Многие второстепенные писатели того времени подражали лирическому
стилю короткого рассказа, начинателем которого был Тургенев, а
продолжателем Бунин (современники различали его и у Чехова), но довели его
до уровня низкой журналистики. Только один писатель привнес в этот стиль
свою индивидуальность. Это был Борис Константинович Зайцев (род. 1881),
первый сборник рассказов которого вышел в 1906 г. Сейчас Зайцев считается
одним из самых выдающихся писателей эмиграции. Его рассказы и романы из
русской жизни сотканы исключительно из атмосферы. Лирический мед его
рассказов (они слабее и мягче бунинских) сладок до тошноты. У них нет
костяка, они бесхребетны как устрицы. Но все-таки ему удается создать
атмосферу, в которой преобладают розовые и сероватые тона. От прочих
92
писателей, упомянутых в этой главе, Зайцева отличает глубокое и искреннее
религиозное чувство – внешне христианское, но по сути пантеистическое.
В предвоенные годы Зайцев много времени проводил в Италии. Его
итальянские впечатления собраны в недавно вышедшей книге зарисовок
Италия (1923). Италия служит фоном и его последующих рассказов, конечно,
если их можно назвать рассказами ( Рафаэль и другие рассказы, 1924).
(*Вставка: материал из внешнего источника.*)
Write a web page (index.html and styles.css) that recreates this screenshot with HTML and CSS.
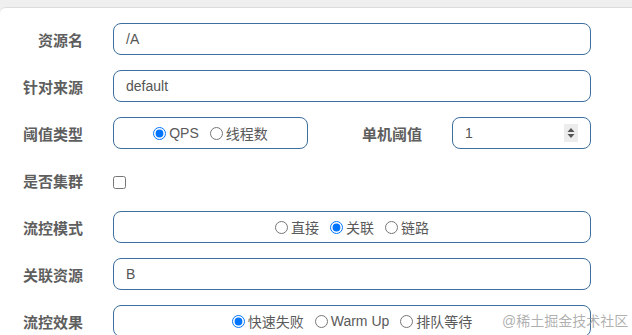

Эти
итальянские произведения тоже построены исключительно на атмосфере (без
костяка), но в них есть подлинная любовь к итальян ской земле и ее людям.
10. ВНЕ ЛИТЕРАТУРНЫХ ГРУППИРОВОК
При всей популярности произведений Горького, Андреева и Арцыбашева
они не удовлетворяли читательскую жажду вымысла. Вернее, они не
соответствовали ей. Русские прозаики всегда пренебрегали сюжетностью, в
результате чего публике приходилось искать захватывающего чтения в других
местах: отсюда вечный повышенный спрос на переводы и повышенное значение
романов, всерьез к литературе не относящихся. Трудно объяснить английскому
читателю, сколько переводной прозы читают в России. Вкусы меняются, но
факт остается: году в 1900 любимыми писателями были Золя и Мопассан. Чуть
позже – в начале двадцатого века – самым любимым стал Конан-Дойль. Без
преувеличения можно сказать, что около 1914 г. самым популярным русским
писателем был Джек Лондон.
Из нелитературных русских романистов самой известной была А. А.